_What to produce_
Transcribe only the part of the material below that begins at the line containing "Reproduce this table" and ends at the line containing "const SIZES = ['SMALL', 'MEDIUM', 'LARGE', 'X-LARGE'];", with both kept and images left out.

Start of Exercise materials

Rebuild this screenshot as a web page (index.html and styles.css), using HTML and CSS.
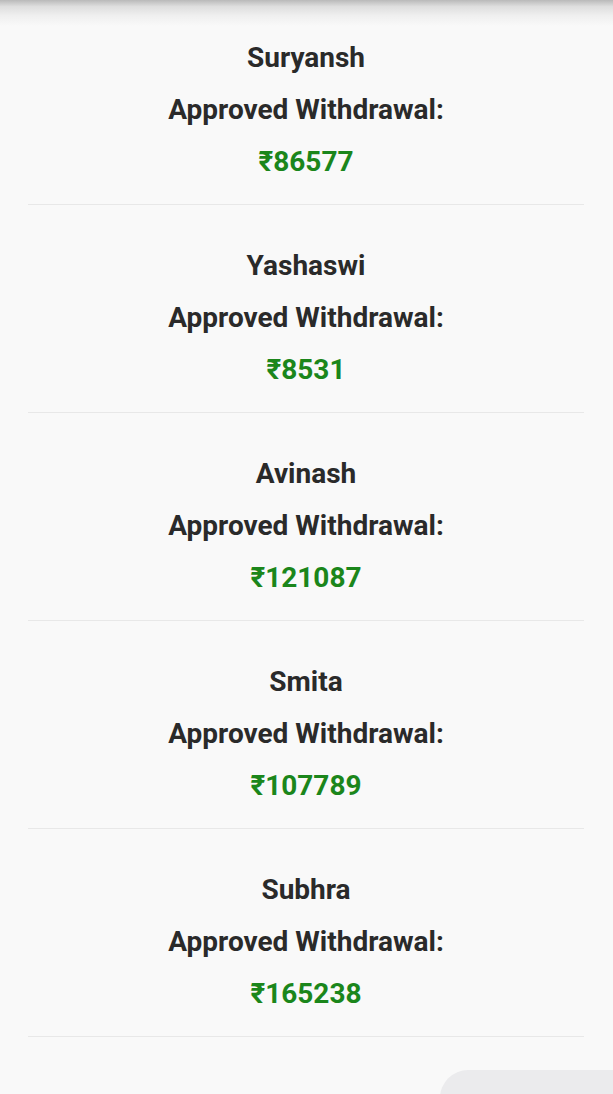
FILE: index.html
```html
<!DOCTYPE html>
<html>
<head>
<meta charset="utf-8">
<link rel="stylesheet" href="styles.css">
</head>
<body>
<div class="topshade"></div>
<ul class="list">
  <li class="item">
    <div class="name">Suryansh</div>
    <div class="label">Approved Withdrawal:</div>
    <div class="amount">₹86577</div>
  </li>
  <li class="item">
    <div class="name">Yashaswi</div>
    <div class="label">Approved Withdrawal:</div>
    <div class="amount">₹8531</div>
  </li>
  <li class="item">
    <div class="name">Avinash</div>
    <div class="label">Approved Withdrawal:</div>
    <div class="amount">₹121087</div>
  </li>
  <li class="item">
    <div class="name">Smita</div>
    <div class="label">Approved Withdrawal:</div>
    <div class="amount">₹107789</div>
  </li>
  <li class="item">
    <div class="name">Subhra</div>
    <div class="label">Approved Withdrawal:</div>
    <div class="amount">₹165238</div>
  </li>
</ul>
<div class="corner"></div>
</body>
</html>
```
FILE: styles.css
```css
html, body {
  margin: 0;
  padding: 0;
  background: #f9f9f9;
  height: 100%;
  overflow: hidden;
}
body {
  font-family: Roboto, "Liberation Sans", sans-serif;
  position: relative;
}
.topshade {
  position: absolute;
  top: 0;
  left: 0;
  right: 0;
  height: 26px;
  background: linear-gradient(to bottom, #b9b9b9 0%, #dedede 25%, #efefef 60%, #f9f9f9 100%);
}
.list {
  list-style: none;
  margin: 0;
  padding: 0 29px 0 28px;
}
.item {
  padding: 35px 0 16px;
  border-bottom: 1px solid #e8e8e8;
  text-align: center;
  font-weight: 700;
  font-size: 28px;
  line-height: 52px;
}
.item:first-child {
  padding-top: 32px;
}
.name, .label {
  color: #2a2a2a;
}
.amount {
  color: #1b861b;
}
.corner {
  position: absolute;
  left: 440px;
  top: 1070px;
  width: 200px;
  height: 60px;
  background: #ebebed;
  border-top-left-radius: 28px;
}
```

End of Exercise materials
Start of Exercise materials

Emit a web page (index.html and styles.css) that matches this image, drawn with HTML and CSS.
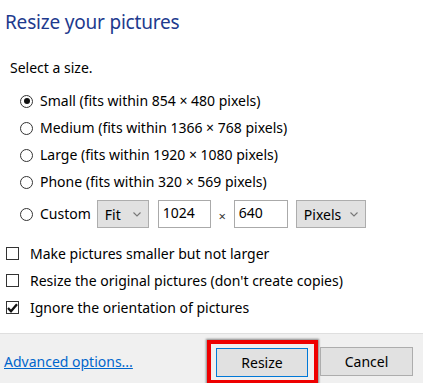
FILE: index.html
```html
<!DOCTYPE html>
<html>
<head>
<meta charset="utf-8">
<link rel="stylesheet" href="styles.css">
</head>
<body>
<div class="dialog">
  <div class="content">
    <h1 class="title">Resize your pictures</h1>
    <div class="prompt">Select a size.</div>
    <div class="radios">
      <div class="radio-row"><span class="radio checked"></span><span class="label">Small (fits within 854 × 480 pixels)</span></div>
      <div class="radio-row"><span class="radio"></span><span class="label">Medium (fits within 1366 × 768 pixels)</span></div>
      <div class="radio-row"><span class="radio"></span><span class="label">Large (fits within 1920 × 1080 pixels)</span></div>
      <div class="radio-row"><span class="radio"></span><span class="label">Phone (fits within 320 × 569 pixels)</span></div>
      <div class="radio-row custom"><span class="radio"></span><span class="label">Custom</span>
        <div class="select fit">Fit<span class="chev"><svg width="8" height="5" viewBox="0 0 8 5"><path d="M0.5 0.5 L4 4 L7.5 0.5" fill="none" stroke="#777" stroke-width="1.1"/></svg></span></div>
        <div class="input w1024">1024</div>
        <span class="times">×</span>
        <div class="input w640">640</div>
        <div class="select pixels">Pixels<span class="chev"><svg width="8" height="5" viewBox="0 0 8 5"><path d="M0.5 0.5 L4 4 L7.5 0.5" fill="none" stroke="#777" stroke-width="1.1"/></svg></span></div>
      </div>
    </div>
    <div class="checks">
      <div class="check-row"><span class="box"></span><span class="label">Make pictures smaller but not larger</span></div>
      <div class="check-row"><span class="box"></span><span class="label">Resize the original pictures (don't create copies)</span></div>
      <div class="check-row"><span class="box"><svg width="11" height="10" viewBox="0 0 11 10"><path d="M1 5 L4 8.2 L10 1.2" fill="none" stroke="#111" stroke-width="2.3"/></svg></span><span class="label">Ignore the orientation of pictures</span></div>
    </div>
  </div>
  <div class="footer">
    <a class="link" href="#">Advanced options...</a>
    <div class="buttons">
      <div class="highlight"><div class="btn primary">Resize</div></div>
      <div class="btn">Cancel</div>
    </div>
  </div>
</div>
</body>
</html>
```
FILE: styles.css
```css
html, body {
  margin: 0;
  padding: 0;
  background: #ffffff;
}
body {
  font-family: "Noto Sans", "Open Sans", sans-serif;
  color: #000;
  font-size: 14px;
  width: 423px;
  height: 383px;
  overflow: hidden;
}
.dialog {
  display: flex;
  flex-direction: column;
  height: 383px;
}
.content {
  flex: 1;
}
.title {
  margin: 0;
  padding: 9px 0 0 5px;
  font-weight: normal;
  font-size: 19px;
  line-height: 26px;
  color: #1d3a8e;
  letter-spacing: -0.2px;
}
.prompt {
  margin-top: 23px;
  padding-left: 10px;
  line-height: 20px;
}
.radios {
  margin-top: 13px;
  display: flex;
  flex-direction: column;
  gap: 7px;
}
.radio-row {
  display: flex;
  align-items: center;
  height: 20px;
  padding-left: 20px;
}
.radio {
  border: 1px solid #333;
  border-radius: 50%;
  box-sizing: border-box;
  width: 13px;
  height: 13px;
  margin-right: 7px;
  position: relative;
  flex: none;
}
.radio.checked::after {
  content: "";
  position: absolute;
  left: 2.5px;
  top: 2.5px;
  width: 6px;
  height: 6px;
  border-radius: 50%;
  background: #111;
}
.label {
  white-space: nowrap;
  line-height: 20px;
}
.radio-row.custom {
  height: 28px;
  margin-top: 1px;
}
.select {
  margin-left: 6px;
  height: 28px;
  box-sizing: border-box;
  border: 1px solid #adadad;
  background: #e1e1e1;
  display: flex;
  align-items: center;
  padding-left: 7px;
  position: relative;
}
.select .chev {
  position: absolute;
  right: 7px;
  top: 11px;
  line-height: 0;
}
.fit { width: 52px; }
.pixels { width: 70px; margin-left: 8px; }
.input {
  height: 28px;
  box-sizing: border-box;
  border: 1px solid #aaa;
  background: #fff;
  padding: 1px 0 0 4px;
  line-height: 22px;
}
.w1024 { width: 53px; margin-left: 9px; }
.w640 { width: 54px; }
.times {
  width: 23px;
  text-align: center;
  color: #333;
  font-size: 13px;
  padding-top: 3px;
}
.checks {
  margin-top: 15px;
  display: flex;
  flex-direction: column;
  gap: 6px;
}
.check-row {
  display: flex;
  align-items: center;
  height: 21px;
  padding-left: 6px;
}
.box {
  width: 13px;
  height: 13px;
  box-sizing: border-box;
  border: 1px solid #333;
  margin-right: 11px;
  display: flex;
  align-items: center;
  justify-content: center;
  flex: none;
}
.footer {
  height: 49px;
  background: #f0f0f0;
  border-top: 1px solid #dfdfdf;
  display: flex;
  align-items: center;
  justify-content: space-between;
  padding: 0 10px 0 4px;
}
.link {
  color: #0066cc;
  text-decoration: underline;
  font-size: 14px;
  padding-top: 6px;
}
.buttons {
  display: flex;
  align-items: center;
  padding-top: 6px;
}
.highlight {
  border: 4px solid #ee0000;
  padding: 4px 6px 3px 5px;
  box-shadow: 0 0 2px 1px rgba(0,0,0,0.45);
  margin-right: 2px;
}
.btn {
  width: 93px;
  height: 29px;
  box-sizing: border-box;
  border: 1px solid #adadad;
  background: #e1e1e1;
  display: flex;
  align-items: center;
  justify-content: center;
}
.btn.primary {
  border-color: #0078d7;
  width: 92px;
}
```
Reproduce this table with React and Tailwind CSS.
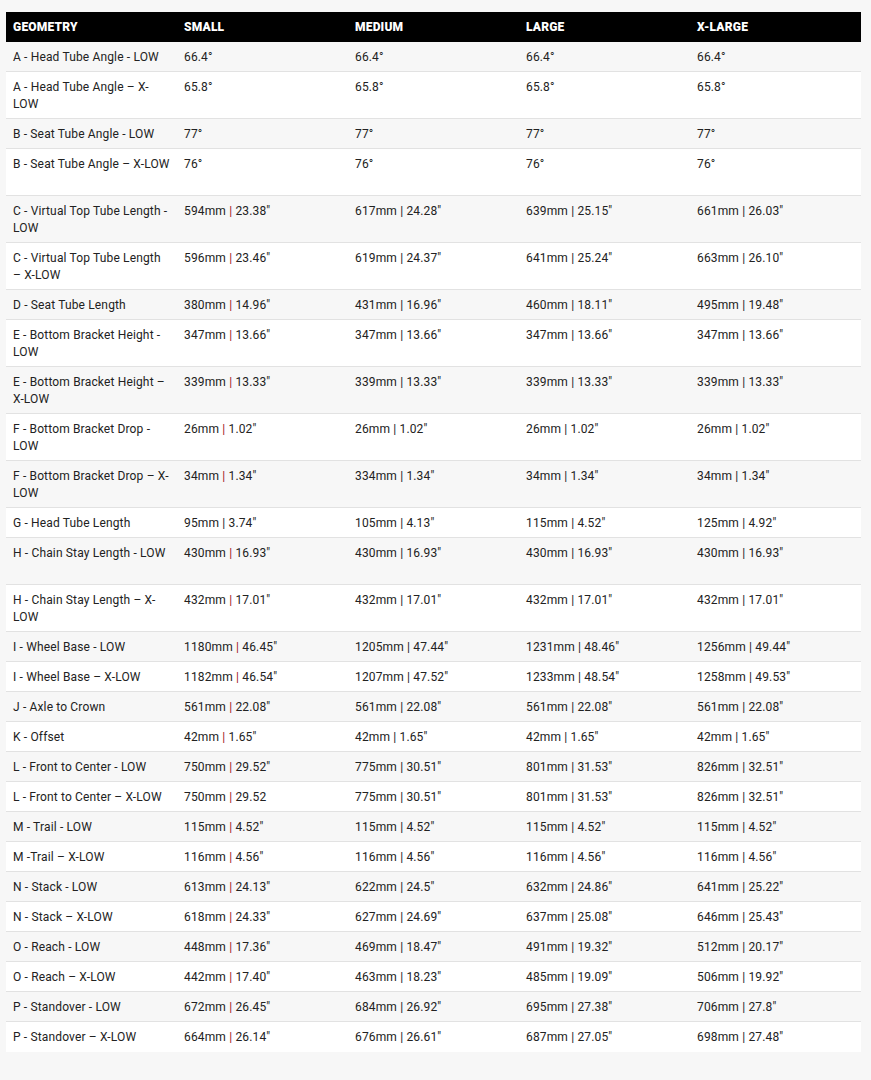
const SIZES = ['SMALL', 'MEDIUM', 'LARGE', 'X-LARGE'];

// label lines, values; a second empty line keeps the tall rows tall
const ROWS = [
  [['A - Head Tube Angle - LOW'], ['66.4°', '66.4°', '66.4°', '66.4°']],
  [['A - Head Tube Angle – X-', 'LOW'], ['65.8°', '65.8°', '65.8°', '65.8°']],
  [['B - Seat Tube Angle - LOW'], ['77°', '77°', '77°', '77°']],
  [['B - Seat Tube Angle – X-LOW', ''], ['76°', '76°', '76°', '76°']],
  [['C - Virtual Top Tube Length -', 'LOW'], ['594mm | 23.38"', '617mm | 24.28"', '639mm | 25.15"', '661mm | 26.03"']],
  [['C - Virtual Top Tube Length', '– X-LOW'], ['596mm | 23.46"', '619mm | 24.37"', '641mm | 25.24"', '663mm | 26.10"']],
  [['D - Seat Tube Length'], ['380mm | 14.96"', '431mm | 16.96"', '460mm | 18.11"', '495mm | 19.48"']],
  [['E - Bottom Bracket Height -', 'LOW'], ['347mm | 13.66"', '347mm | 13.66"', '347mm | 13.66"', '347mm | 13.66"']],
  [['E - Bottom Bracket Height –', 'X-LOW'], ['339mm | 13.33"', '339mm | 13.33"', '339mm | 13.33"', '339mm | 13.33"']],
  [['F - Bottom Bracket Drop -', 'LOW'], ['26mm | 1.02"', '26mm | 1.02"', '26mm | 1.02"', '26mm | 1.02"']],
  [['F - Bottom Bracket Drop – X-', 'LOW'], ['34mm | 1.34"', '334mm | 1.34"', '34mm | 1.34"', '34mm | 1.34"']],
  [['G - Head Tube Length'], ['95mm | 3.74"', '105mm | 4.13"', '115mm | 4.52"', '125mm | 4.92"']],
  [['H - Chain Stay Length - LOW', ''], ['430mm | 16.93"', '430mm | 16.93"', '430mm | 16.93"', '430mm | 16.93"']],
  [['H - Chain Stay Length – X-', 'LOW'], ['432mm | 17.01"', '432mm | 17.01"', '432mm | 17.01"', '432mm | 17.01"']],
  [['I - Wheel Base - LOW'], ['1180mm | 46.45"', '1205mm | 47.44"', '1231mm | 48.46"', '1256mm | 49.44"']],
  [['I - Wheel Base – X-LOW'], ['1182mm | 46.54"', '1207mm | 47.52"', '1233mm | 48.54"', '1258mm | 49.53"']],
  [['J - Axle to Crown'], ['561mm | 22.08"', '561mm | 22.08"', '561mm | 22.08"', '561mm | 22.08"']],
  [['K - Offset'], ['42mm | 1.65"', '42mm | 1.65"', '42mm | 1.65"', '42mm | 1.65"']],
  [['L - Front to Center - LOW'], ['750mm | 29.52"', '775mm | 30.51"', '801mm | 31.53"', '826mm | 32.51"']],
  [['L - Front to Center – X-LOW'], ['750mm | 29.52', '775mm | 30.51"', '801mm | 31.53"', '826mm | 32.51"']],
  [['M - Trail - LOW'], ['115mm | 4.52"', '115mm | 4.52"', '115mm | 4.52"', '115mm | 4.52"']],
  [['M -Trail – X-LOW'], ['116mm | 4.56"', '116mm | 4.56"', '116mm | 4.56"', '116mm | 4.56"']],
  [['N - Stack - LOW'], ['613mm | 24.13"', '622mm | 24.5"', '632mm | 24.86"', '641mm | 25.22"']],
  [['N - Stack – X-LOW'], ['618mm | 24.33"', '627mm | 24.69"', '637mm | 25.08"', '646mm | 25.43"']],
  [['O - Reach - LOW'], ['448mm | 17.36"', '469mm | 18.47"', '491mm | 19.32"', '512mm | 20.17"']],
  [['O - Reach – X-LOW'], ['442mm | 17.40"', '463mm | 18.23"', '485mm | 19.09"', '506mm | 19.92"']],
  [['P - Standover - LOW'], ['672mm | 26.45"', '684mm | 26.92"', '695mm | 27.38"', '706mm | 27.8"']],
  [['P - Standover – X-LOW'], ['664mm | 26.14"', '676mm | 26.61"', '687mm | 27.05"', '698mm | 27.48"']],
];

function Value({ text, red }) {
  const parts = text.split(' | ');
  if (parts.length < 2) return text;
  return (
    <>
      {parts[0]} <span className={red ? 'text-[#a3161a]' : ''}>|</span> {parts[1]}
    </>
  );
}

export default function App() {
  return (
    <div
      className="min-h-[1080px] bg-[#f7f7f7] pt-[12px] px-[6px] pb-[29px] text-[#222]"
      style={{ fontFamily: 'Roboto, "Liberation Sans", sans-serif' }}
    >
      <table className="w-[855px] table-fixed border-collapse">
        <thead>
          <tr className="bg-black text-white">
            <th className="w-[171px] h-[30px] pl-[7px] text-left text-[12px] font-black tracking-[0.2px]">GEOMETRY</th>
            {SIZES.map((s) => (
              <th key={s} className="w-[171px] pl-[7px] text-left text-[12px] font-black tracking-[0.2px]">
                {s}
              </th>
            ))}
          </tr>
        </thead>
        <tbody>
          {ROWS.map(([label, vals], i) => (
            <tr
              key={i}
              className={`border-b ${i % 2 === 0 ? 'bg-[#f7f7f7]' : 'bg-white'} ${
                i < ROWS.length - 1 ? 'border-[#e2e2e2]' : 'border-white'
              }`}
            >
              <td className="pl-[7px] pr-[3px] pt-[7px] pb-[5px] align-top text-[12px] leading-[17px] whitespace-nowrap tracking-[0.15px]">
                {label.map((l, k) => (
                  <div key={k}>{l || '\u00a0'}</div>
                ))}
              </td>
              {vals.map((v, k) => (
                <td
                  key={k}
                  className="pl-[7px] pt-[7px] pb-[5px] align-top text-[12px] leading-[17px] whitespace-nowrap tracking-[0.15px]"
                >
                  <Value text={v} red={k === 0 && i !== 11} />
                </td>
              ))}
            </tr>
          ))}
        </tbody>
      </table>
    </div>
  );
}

End of Exercise materials

_Response to the exercise_
Reproduce this table with React and Tailwind CSS.
const SIZES = ['SMALL', 'MEDIUM', 'LARGE', 'X-LARGE'];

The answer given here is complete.